Historic house in Texas, United States

The Littlefield House is a historic home in Austin, Texas, on the campus of the University of Texas at Austin. The home was built in 1893 for Civil War veteran George Littlefield, who was a successful businessman in the bank and cattle trades and a major benefactor to UT. It was designed using the popular Victorian style at a cost of $50,000.

While living in the house, Major Littlefield and his wife Alice made a tremendous number of contributions to the university, including funds for the Littlefield Fountain, the Main Building, and the Littlefield Dormitory. They also developed the Littlefield Building downtown, finished in 1912.
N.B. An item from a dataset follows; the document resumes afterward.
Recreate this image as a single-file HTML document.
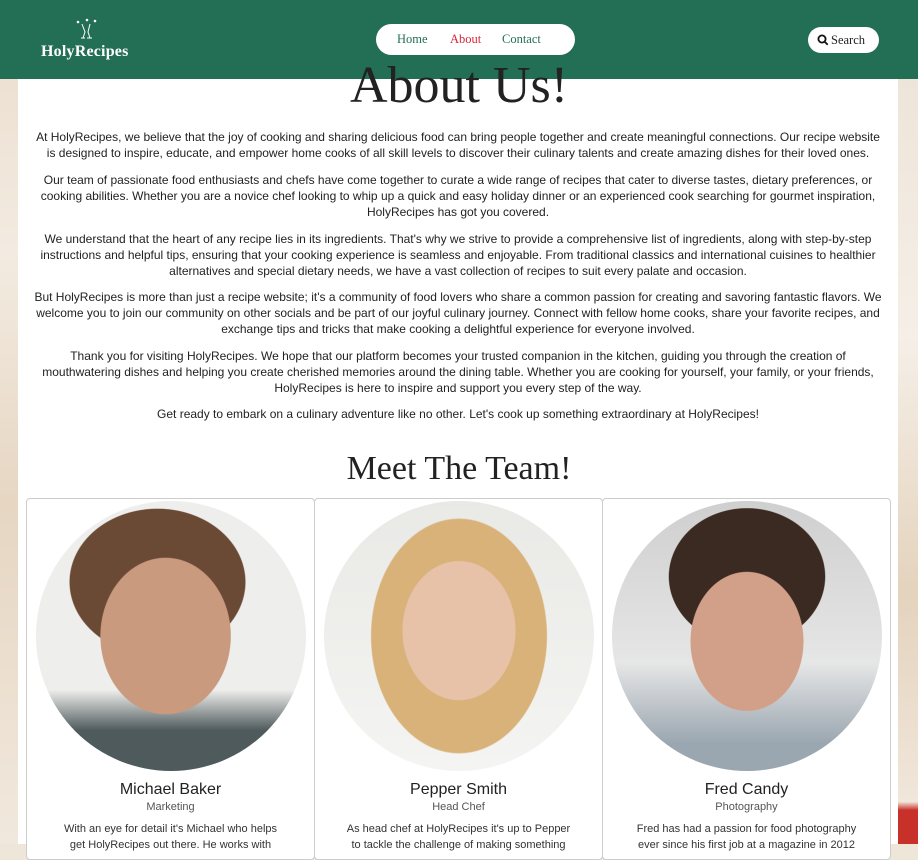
<!DOCTYPE html><html><head><style>
body{margin:0;width:918px;height:844px;overflow:hidden;background:#efe6da;font-family:"Liberation Sans",sans-serif;position:relative}
.bgl{position:absolute;top:0;bottom:0;left:0;width:18px;background:linear-gradient(180deg,#eadccb,#f3ebe1 30%,#e6d6c2 60%,#f1e8dd)}
.bgr{position:absolute;top:0;bottom:0;right:0;width:20px;background:linear-gradient(180deg,#ece2d5,#f5efe7 40%,#e4d3bd 70%,#f0e6da 95%,#c8302a 96%)}
.panel{position:absolute;left:18px;right:20px;top:0;bottom:0;background:#fff}
header{position:absolute;left:0;top:0;width:918px;height:79px;background:#236f55}
.logo{position:absolute;left:41px;top:43px;color:#fff;font-family:"Liberation Serif",serif;font-weight:bold;font-size:16px;letter-spacing:.2px}
.nav{position:absolute;left:376px;top:24px;width:199px;height:31px;background:#fff;border-radius:16px;font-family:"Liberation Serif",serif;font-size:12.5px}
.nav span{position:absolute;top:8px}
.search{position:absolute;left:808px;top:27px;width:71px;height:26px;background:#fff;border-radius:13px;font-family:"Liberation Serif",serif;font-size:12.5px;color:#222}
h1{position:absolute;left:0;width:918px;top:56px;margin:0;text-align:center;font-family:"Liberation Serif",serif;font-weight:normal;font-size:52px;color:#222}
.p{position:absolute;left:18px;width:880px;text-align:center;font-size:12px;line-height:16px;color:#222;white-space:nowrap}
h2{position:absolute;left:0;width:918px;top:450px;margin:0;text-align:center;font-family:"Liberation Serif",serif;font-weight:normal;font-size:34px;color:#222}
.card{position:absolute;top:498px;width:287px;height:360px;border:1px solid #ccc;border-radius:4px;background:#fff;text-align:center}
.circ{position:absolute;left:9px;top:2px;width:270px;height:270px;border-radius:50%}
.n{position:absolute;top:282px;width:100%;font-size:16px;color:#222}
.r{position:absolute;top:302px;width:100%;font-size:11px;color:#555}
.t{position:absolute;top:322px;width:100%;font-size:11px;color:#333;line-height:16px}
</style></head><body>
<div class="bgl"></div><div class="bgr"></div><div class="panel"></div>
<header>
<svg style="position:absolute;left:75px;top:18px" width="24" height="26" viewBox="0 0 24 26" fill="none" stroke="#fff" stroke-width="1"><path d="M7 6l3 8-2 6M15 6l-2 8 2 6M6 20h4M12 20h5"/><circle cx="3" cy="4" r=".8" fill="#fff"/><circle cx="20" cy="3" r=".8" fill="#fff"/><circle cx="12" cy="2" r=".8" fill="#fff"/></svg>
<div class="logo">HolyRecipes</div>
<div class="nav"><span style="left:21px;color:#236f55">Home</span><span style="left:74px;color:#d4283a">About</span><span style="left:126px;color:#236f55">Contact</span></div>
<div class="search"><svg style="position:absolute;left:9px;top:7px" width="12" height="12" viewBox="0 0 12 12" fill="none" stroke="#111" stroke-width="1.8"><circle cx="5" cy="5" r="3.6"/><path d="M7.7 7.7l3 3"/></svg><span style="position:absolute;left:23px;top:6px">Search</span></div>
</header>
<h1>About Us!</h1>
<div class="p" style="top:129px">At HolyRecipes, we believe that the joy of cooking and sharing delicious food can bring people together and create meaningful connections. Our recipe website<br>is designed to inspire, educate, and empower home cooks of all skill levels to discover their culinary talents and create amazing dishes for their loved ones.</div>
<div class="p" style="top:172px">Our team of passionate food enthusiasts and chefs have come together to curate a wide range of recipes that cater to diverse tastes, dietary preferences, or<br>cooking abilities. Whether you are a novice chef looking to whip up a quick and easy holiday dinner or an experienced cook searching for gourmet inspiration,<br>HolyRecipes has got you covered.</div>
<div class="p" style="top:231px">We understand that the heart of any recipe lies in its ingredients. That's why we strive to provide a comprehensive list of ingredients, along with step-by-step<br>instructions and helpful tips, ensuring that your cooking experience is seamless and enjoyable. From traditional classics and international cuisines to healthier<br>alternatives and special dietary needs, we have a vast collection of recipes to suit every palate and occasion.</div>
<div class="p" style="top:289px">But HolyRecipes is more than just a recipe website; it's a community of food lovers who share a common passion for creating and savoring fantastic flavors. We<br>welcome you to join our community on other socials and be part of our joyful culinary journey. Connect with fellow home cooks, share your favorite recipes, and<br>exchange tips and tricks that make cooking a delightful experience for everyone involved.</div>
<div class="p" style="top:348px">Thank you for visiting HolyRecipes. We hope that our platform becomes your trusted companion in the kitchen, guiding you through the creation of<br>mouthwatering dishes and helping you create cherished memories around the dining table. Whether you are cooking for yourself, your family, or your friends,<br>HolyRecipes is here to inspire and support you every step of the way.</div>
<div class="p" style="top:406px">Get ready to embark on a culinary adventure like no other. Let's cook up something extraordinary at HolyRecipes!</div>
<h2>Meet The Team!</h2>
<div class="card" style="left:26px"><div class="circ" style="background:radial-gradient(ellipse 30% 36% at 48% 50%,#c99a7e 0 80%,transparent 81%),radial-gradient(ellipse 36% 30% at 45% 30%,#6b4a35 0 90%,transparent 91%),linear-gradient(180deg,#eeeeec 0 70%,#4f5a5c 85%)"></div><div class="n">Michael Baker</div><div class="r">Marketing</div><div class="t">With an eye for detail it's Michael who helps<br>get HolyRecipes out there. He works with</div></div>
<div class="card" style="left:314px"><div class="circ" style="background:radial-gradient(ellipse 26% 32% at 50% 48%,#e7c2a8 0 80%,transparent 81%),radial-gradient(ellipse 36% 48% at 50% 50%,#d9b27a 0 90%,transparent 91%),linear-gradient(180deg,#e9e9e6,#f4f4f2)"></div><div class="n">Pepper Smith</div><div class="r">Head Chef</div><div class="t">As head chef at HolyRecipes it's up to Pepper<br>to tackle the challenge of making something</div></div>
<div class="card" style="left:602px"><div class="circ" style="background:radial-gradient(ellipse 26% 32% at 50% 52%,#d2a088 0 80%,transparent 81%),radial-gradient(ellipse 32% 28% at 50% 28%,#3a2a22 0 90%,transparent 91%),linear-gradient(180deg,#cfcfcf,#e6e6e6 60%,#9aa6b0 90%)"></div><div class="n">Fred Candy</div><div class="r">Photography</div><div class="t">Fred has had a passion for food photography<br>ever since his first job at a magazine in 2012</div></div>
</body></html>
When Alice Littlefield died in 1935, she left the home to the university. Today the ground floor has been refurbished and is used for University functions. The upstairs is used for office space by the Office of University Events.

The home is located at 24th and Whitis streets. It was added to the National Register of Historic Places in 1970.

George Littlefield had a "Deodar Cedar" (Cedrus deodara), or "Himalayan cedar" imported from the Himalayas and planted on the property. Littlefield had the soil where the tree was to be placed dug up and replaced with Himalayan soil.

The 57-foot tree is located on the southwest side of the house, and is readily discernible by its distinctive horizontal layers. It is ranked as the #2 State Champion deodar cedar by Texas A&M Forest Service's Lists Big Tree Registry.